Judas threw the money into the temple and left.
What was Judas trying to accomplish when he threw those thirty pieces of silver back at the priests who had paid him to arrange Jesus’ arrest? Did Judas think he could throw his own guilt back at them? Or that he could unload the evidence of his guilt—that noisy, clanking evidence he’d been carrying around for the past 12 hours?
But the deal was done, and the betrayal of innocent blood could not now be undone.

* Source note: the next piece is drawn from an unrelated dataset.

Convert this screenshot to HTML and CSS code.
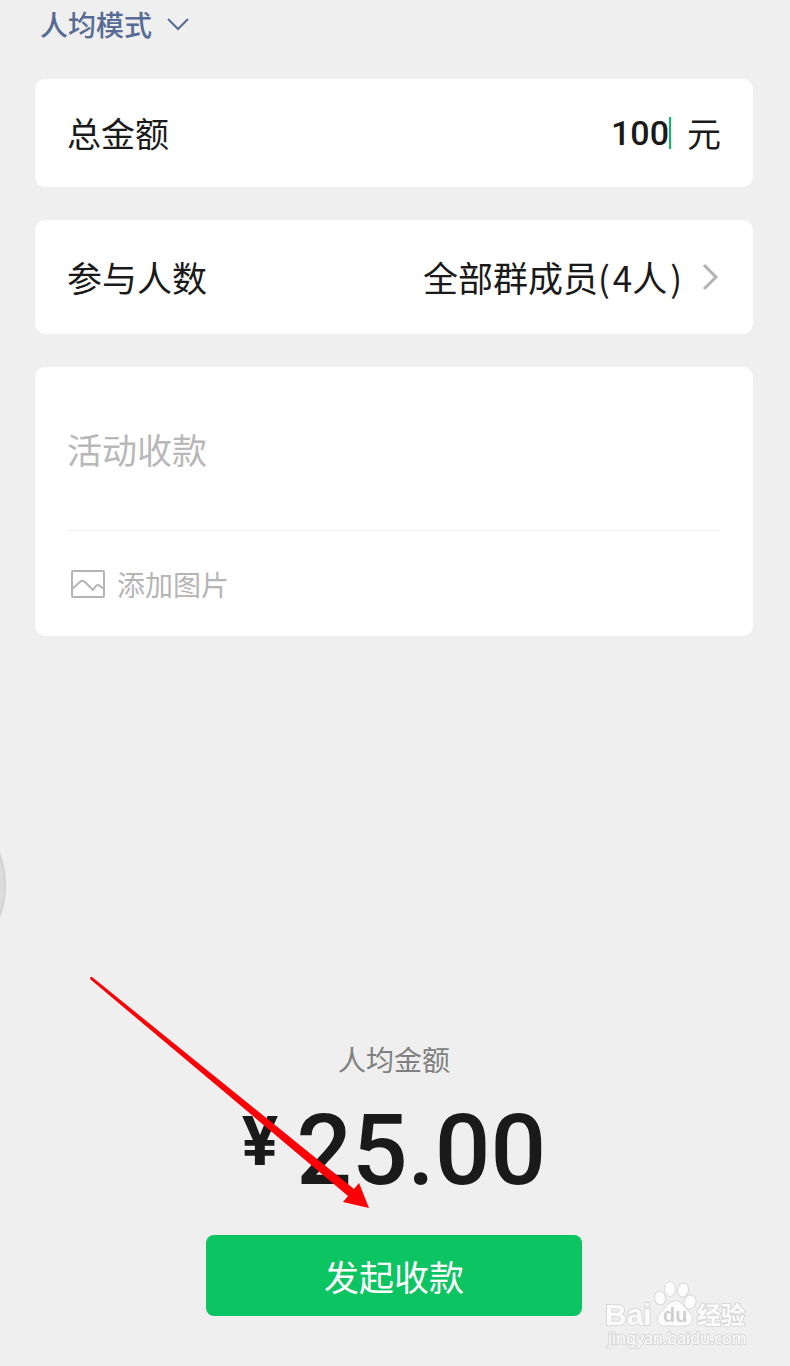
FILE: index.html
```html
<!DOCTYPE html>
<html lang="zh-CN">
<head>
  <meta charset="UTF-8">
  <meta name="viewport" content="width=device-width, initial-scale=1">
  <title>群收款</title>
  <link rel="stylesheet" href="styles.css">
</head>
<body>
  <form class="page">
    <!-- Mode switch -->
    <div class="mode">
      <select class="mode-select" aria-label="收款模式">
        <option>人均模式</option>
      </select>
      <svg class="mode-arrow" width="22" height="14" viewBox="0 0 22 14" aria-hidden="true">
        <path d="M1 2L11 12L21 2" />
      </svg>
    </div>

    <!-- Total amount -->
    <div class="card row row-total">
      <label for="total">总金额</label>
      <input class="total-input" type="text" id="total" inputmode="decimal" value="100">
      <span class="caret"></span>
      <span class="unit">元</span>
    </div>

    <!-- Participants -->
    <button type="button" class="card row row-members">
      <span>参与人数</span>
      <span class="members">全部群成员(<span class="count">4人</span>)</span>
      <svg class="members-arrow" width="16" height="28" viewBox="0 0 16 28" aria-hidden="true">
        <path d="M2 2L14 14L2 26" />
      </svg>
    </button>

    <!-- Note and picture -->
    <div class="card note">
      <textarea class="note-input" rows="1" aria-label="活动收款" placeholder="活动收款"></textarea>
      <button type="button" class="add-image">
        <svg width="36" height="30" viewBox="0 0 36 30" aria-hidden="true">
          <rect x="2" y="2" width="32" height="26" rx="1" />
          <path d="M2 20L11 12Q13 11 15 13L23 21L26 17Q28 15 30 17L34 20" />
        </svg>
        添加图片
      </button>
    </div>

    <!-- Amount per person -->
    <div class="summary">
      <p class="summary-label">人均金额</p>
      <p class="amount"><span class="currency">¥</span><span>25.00</span></p>
      <button type="submit" class="submit">发起收款</button>
      <svg class="pointer" width="282" height="234" viewBox="0 0 282 234" aria-hidden="true">
        <path d="M4 1L266 213L271 207L281 232L255 226L260 220L2 3Q2 0 4 1Z" />
      </svg>
    </div>
  </form>

  <div class="bubble"></div>

  <svg class="watermark" width="155" height="80" viewBox="0 0 155 80">
    <text class="wm-bai" x="5" y="50">Bai</text>
    <ellipse cx="60" cy="23" rx="5.5" ry="7" transform="rotate(-10 60 23)" />
    <ellipse cx="70" cy="14" rx="5.5" ry="7.5" />
    <ellipse cx="83" cy="15" rx="5.5" ry="7" transform="rotate(10 83 15)" />
    <ellipse cx="90" cy="27" rx="6" ry="7" transform="rotate(15 90 27)" />
    <path d="M74 26C81 25 84 31 88 36C95 41 93 51 85 51C79 52 70 50 65 51C57 52 55 42 61 37C66 33 67 27 74 26Z" />
    <text class="wm-du" x="63" y="47">du</text>
    <text class="wm-exp" x="97" y="49">经验</text>
    <text class="wm-url" x="8" y="69">jingyan.baidu.com</text>
  </svg>
</body>
</html>
```

FILE: styles.css
```css
* {
  box-sizing: border-box;
}
body {
  margin: 0;
  background: #efefef;
  color: #1a1a1a;
  font-family: "Noto Sans CJK SC", sans-serif;
  font-size: 34px;
  line-height: 48px;
}
button,
input,
select,
textarea {
  margin: 0;
  padding: 0;
  border: none;
  outline: none;
  background: none;
  color: inherit;
  font: inherit;
}
button {
  cursor: pointer;
}
svg {
  fill: none;
}
.page {
  display: flex;
  flex-direction: column;
  min-height: 100vh;
  padding: 3px 37px 50px 35px;
}

/* Mode switch */
.mode {
  display: flex;
  align-items: center;
  gap: 14px;
  height: 42px;
  margin-bottom: 34px;
  padding-left: 5px;
  color: #576b95;
}
.mode-select {
  appearance: none;
  font-size: 28px;
  font-weight: 500;
  line-height: 42px;
}
.mode-arrow {
  stroke: #576b95;
  stroke-width: 2;
}

/* Cards */
.card {
  margin-bottom: 33px;
  padding: 0 32px;
  border-radius: 10px;
  background: #fff;
}
.row {
  display: flex;
  align-items: center;
  text-align: left;
}
.row-total {
  min-height: 108px;
}
.total-input {
  flex: 1;
  min-width: 0;
  font-family: Roboto, sans-serif;
  font-size: 34px;
  font-weight: 500;
  text-align: right;
}
.caret {
  width: 2px;
  height: 32px;
  background: #07c160;
}
.unit {
  margin-left: 16px;
}
.row-members {
  min-height: 114px;
  font-size: 35px;
}
.members {
  margin-left: auto;
}
.count {
  margin: 0 3px;
}
.members-arrow {
  margin: 0 3px 0 20px;
  stroke: #b2b2b2;
  stroke-width: 3;
}

/* Note and picture */
.note {
  color: #b5b5b5;
}
.note-input {
  display: block;
  width: 100%;
  height: 164px;
  padding: 58px 0;
  border-bottom: 1px solid #f0f0f0;
  font-size: 35px;
  resize: none;
}
.note-input::placeholder {
  color: #b8b8b8;
}
.add-image {
  display: flex;
  align-items: center;
  gap: 11px;
  height: 105px;
  padding-left: 3px;
  font-size: 28px;
}
.add-image svg {
  stroke: #b5b5b5;
  stroke-width: 2;
}

/* Amount per person */
.summary {
  position: relative;
  width: 376px;
  margin: auto auto 0;
  text-align: center;
}
.summary-label {
  margin: 0;
  color: #808080;
  font-size: 28px;
}
.amount {
  display: flex;
  justify-content: center;
  gap: 18px;
  margin: 14px 0 30px;
  font-family: Roboto, sans-serif;
  font-size: 98px;
  font-weight: 500;
  line-height: 108px;
}
.currency {
  font-size: 68px;
  font-weight: 700;
  line-height: 90px;
}
.submit {
  display: block;
  width: 100%;
  height: 81px;
  border-radius: 8px;
  background: #0dc463;
  color: #fff;
  font-size: 35px;
}
/* Arrow that points at the submit button */
.pointer {
  position: absolute;
  right: 212px;
  bottom: 106px;
  fill: #fb0007;
}

/* Edge of the floating ball */
.bubble {
  position: fixed;
  top: 791px;
  left: -182px;
  width: 188px;
  height: 188px;
  border: 2px solid #d2d2d2;
  border-radius: 50%;
  background: #dcdcdc;
}

/* Watermark */
.watermark {
  position: fixed;
  right: 35px;
  bottom: 11px;
  fill: #fcfcfc;
  stroke: #d8d8d8;
  stroke-width: 1;
}
.watermark text {
  paint-order: stroke;
  stroke-width: 2;
}
.wm-bai {
  font: 700 30px "Liberation Sans", sans-serif;
}
.watermark .wm-du {
  fill: #d0d0d0;
  stroke: none;
  font: 700 20px "Liberation Sans", sans-serif;
}
.wm-exp {
  font: 700 24px "Noto Sans CJK SC", sans-serif;
}
.wm-url {
  font: 400 16px "Noto Sans", sans-serif;
}
```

I believe that even Judas, however, could have turned around where he was and confessed his sin before God, and that God would have forgiven him—just as God has forgiven so many other betrayers who have come back to him in repentance. No sin that we are sorry for is too great for God to forgive.
But what had seized Judas was not a spirit of repentance but a spirit of remorse. Judas was sorry for himself. An old confession, the Heidelberg Catechism, describes repentance as running away from sin and finding whole-hearted joy in God through Jesus. Judas ran away, but as he fled, he tried to ditch the evidence of his sin and to run as far as possible from God and Jesus.
Feeling sorry for yourself—that is not repentance. Being sorry you got caught, being sorry someone else got hurt, being sorry things didn’t turn out is not the same as saying “have mercy on me, a sinner.”
Forgive me, Lord Jesus, for I have sinned. Use my sorrow to turn me to you and your cross. Holy Spirit, please make the Lord, whom I betrayed, my Friend again. Amen.